The South American player of the year. Essentially, the voting was battle between Zico and Maradona for some time – this year Maradona (Barcelona, Spain) was voted 3rd, Falcao (Roma, Italy) – 2nd, and Zico number 1.
Introducing Zico would be ridiculous by now, so instead of words a few pictures (not all from 1982) will suffice:
The sacred number 10 not yet given to him – Rivelino had it at the time of the photo.
A failed free kick, but still spectacular.
Celebrating a goal with Socrates – what a pair!
The ‘White Pele’ posing after scoring 500 goals – half of record of the greatest one.
Zico won its 3rd continental award this year, thus emerging ahead of Maradona, who had been number one twice at the moment, and equalizing the record of Elias Figueroa. Two factors played a role: Brazil was very impressive at the World Cup – and Argentina was not – and Flamengo won the Brazilian championship.

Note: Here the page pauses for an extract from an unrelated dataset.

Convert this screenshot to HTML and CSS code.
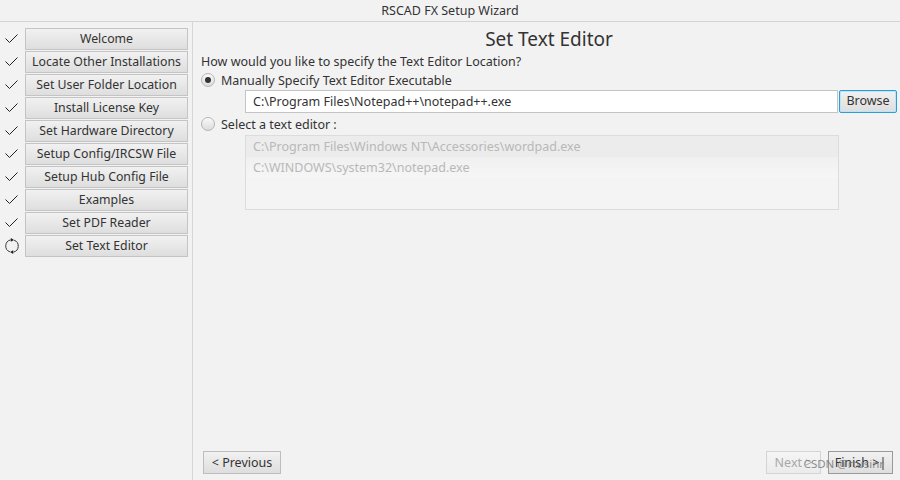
FILE: index.html
```html
<!DOCTYPE html>
<html>
<head>
<meta charset="utf-8">
<link rel="stylesheet" href="styles.css">
</head>
<body>
<div class="window">
  <div class="titlebar">RSCAD FX Setup Wizard</div>
  <div class="main">
    <div class="sidebar">
      <div class="step"><span class="mark"><svg width="16" height="16" viewBox="0 0 16 16"><path d="M1.5 7.5 L5.5 11.5 L13.5 3.5" fill="none" stroke="#222" stroke-width="1"/></svg></span><div class="stepbtn">Welcome</div></div>
      <div class="step"><span class="mark"><svg width="16" height="16" viewBox="0 0 16 16"><path d="M1.5 7.5 L5.5 11.5 L13.5 3.5" fill="none" stroke="#222" stroke-width="1"/></svg></span><div class="stepbtn">Locate Other Installations</div></div>
      <div class="step"><span class="mark"><svg width="16" height="16" viewBox="0 0 16 16"><path d="M1.5 7.5 L5.5 11.5 L13.5 3.5" fill="none" stroke="#222" stroke-width="1"/></svg></span><div class="stepbtn">Set User Folder Location</div></div>
      <div class="step"><span class="mark"><svg width="16" height="16" viewBox="0 0 16 16"><path d="M1.5 7.5 L5.5 11.5 L13.5 3.5" fill="none" stroke="#222" stroke-width="1"/></svg></span><div class="stepbtn">Install License Key</div></div>
      <div class="step"><span class="mark"><svg width="16" height="16" viewBox="0 0 16 16"><path d="M1.5 7.5 L5.5 11.5 L13.5 3.5" fill="none" stroke="#222" stroke-width="1"/></svg></span><div class="stepbtn">Set Hardware Directory</div></div>
      <div class="step"><span class="mark"><svg width="16" height="16" viewBox="0 0 16 16"><path d="M1.5 7.5 L5.5 11.5 L13.5 3.5" fill="none" stroke="#222" stroke-width="1"/></svg></span><div class="stepbtn">Setup Config/IRCSW File</div></div>
      <div class="step"><span class="mark"><svg width="16" height="16" viewBox="0 0 16 16"><path d="M1.5 7.5 L5.5 11.5 L13.5 3.5" fill="none" stroke="#222" stroke-width="1"/></svg></span><div class="stepbtn">Setup Hub Config File</div></div>
      <div class="step"><span class="mark"><svg width="16" height="16" viewBox="0 0 16 16"><path d="M1.5 7.5 L5.5 11.5 L13.5 3.5" fill="none" stroke="#222" stroke-width="1"/></svg></span><div class="stepbtn">Examples</div></div>
      <div class="step"><span class="mark"><svg width="16" height="16" viewBox="0 0 16 16"><path d="M1.5 7.5 L5.5 11.5 L13.5 3.5" fill="none" stroke="#222" stroke-width="1"/></svg></span><div class="stepbtn">Set PDF Reader</div></div>
      <div class="step"><span class="mark"><svg width="16" height="16" viewBox="0 0 16 16"><path d="M6.6 1.9 A6.2 6.2 0 0 0 5.9 13.8 M9.4 14.1 A6.2 6.2 0 0 0 10.1 2.2" fill="none" stroke="#222" stroke-width="0.9"/><path d="M6.8 0 L10 1.9 L6.8 3.8 Z M9.2 16 L6 14.1 L9.2 12.2 Z" fill="#222"/></svg></span><div class="stepbtn">Set Text Editor</div></div>
    </div>
    <div class="content">
      <div class="heading">Set Text Editor</div>
      <div class="question">How would you like to specify the Text Editor Location?</div>
      <div class="radio-row first"><span class="radio checked"><span class="dot"></span></span><span>Manually Specify Text Editor Executable</span></div>
      <div class="path-row">
        <div class="textfield">C:\Program Files\Notepad++\notepad++.exe</div>
        <div class="browse">Browse</div>
      </div>
      <div class="radio-row second"><span class="radio"></span><span>Select a text editor :</span></div>
      <div class="listbox">
        <div class="item first">C:\Program Files\Windows NT\Accessories\wordpad.exe</div>
        <div class="item">C:\WINDOWS\system32\notepad.exe</div>
      </div>
      <div class="spacer"></div>
      <div class="footer">
        <div class="btn prev">&lt; Previous</div>
        <div class="right-btns">
          <div class="btn disabled">Next &gt;</div>
          <div class="btn finish">Finish &gt;|</div>
        </div>
        <span class="watermark">CSDN @rtusinr</span>
      </div>
    </div>
  </div>
</div>
</body>
</html>
```
FILE: styles.css
```css
* { box-sizing: border-box; }
html, body { margin: 0; padding: 0; }
body {
  width: 900px;
  height: 480px;
  background: #f2f2f2;
  font-family: "Noto Sans", "Open Sans", sans-serif;
  font-size: 12.5px;
  color: #333;
  overflow: hidden;
}
.window { width: 900px; height: 480px; display: flex; flex-direction: column; }
.titlebar {
  height: 22px;
  border-bottom: 1px solid #d4d4d4;
  text-align: center;
  line-height: 21px;
  font-size: 12.5px;
  color: #333;
}
.main { flex: 1; display: flex; min-height: 0; }
.sidebar {
  width: 193px;
  border-right: 1px solid #d6d6d6;
  padding-top: 5px;
}
.step { display: flex; align-items: center; height: 23px; }
.mark { width: 25px; display: flex; justify-content: center; padding-right: 1px; }
.mark svg { display: block; overflow: visible; }
.stepbtn {
  width: 163px;
  height: 22px;
  border: 1px solid #c4c4c4;
  background: linear-gradient(#f1f1f1, #dedede);
  text-align: center;
  line-height: 20px;
  font-size: 12.3px;
  color: #333;
  white-space: nowrap;
}
.content {
  flex: 1;
  display: flex;
  flex-direction: column;
  padding: 0 3px 6px 8px;
}
.heading {
  text-align: center;
  font-size: 19px;
  line-height: 24px;
  margin-top: 5px;
  color: #333;
}
.question { line-height: 15px; margin-top: 3px; }
.radio-row { display: flex; align-items: center; height: 18px; gap: 6px; }
.radio-row.first { margin-top: 2px; }
.radio-row.second { margin-top: 1px; height: 20px; }
.radio {
  width: 14px; height: 14px;
  border-radius: 50%;
  border: 1px solid #b5b5b5;
  background: linear-gradient(#fafafa, #dcdcdc);
  display: flex; align-items: center; justify-content: center;
}
.radio .dot { width: 6px; height: 6px; border-radius: 50%; background: #333; }
.path-row { display: flex; margin-left: 44px; height: 23px; margin-top: 1px; }
.textfield {
  flex: 1;
  border: 1px solid #c4c4c4;
  background: #fff;
  line-height: 21px;
  padding-left: 7px;
}
.browse {
  width: 58px;
  margin-left: 1px;
  border: 1px solid #2a9fd6;
  border-radius: 2px;
  background: linear-gradient(#f1f1f1, #dedede);
  text-align: center;
  line-height: 20px;
  box-shadow: inset 0 0 0 1px #bfe3f5;
}
.listbox {
  margin-left: 44px;
  width: 594px;
  height: 75px;
  margin-top: 1px;
  border: 1px solid #dcdcdc;
  background: #f4f4f4;
}
.item { height: 21px; line-height: 21px; padding-left: 7px; color: #b8b8b8; }
.item.first { background: #ececec; }
.item:nth-child(2) { background: linear-gradient(#f0f0f0, #f6f6f6); }
.spacer { flex: 1; }
.footer { display: flex; justify-content: space-between; align-items: center; position: relative; padding-left: 2px; padding-right: 4px; }
.right-btns { display: flex; gap: 7px; }
.btn {
  height: 23px;
  border: 1px solid #bdbdbd;
  background: linear-gradient(#f1f1f1, #dedede);
  line-height: 21px;
  padding: 0 8px;
  color: #333;
  white-space: nowrap;
  text-align: center;
}
.btn.prev { width: 78px; padding: 0; }
.btn.disabled { color: #a8a8a8; border-color: #d4d4d4; background: linear-gradient(#f5f5f5, #ebebeb); width: 55px; padding: 0; }
.btn.finish { width: 65px; border-color: #9a9a9a; padding: 0; }
.watermark {
  position: absolute;
  right: 13px;
  top: 5px;
  font-size: 11.5px;
  color: #7a7a7a;
  opacity: 0.85;
}
```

Meanwhile, Maradona struggled both with the national team of Argentina and with his new club Barcelona. Zico was greater than Maradona, as it appeared, but, unfortunately, he was much older than his rival and given the fact he was present since 1971 in professional football and nicknamed after Pele for years, success came a bit late – the star was aging. This turned out to be his last number one award. As for the award itself, it was still run by its founder – it may be strange, since South America had such famous publications as El Grafico (Argentina) and Placar (Brazil), but the Venezuelan newspaper El Mundo (Caracas) was behind the award and there will be quite a few years before the Uruguayan El Pais (Montevideo) took over. And there was a bit of controversy: today the ranking above is the established truth, but back in real time not so – the Soviet weekly Football-Hockey reported in its first issue for 1983 something different: Zico – 1st with 301 points, Maradona – 2nd with 296, Fernando Morena – 3rd, Socrates – 4th, and Passarella -5th. No Falcao at all. May be another unofficial voting? Who knows.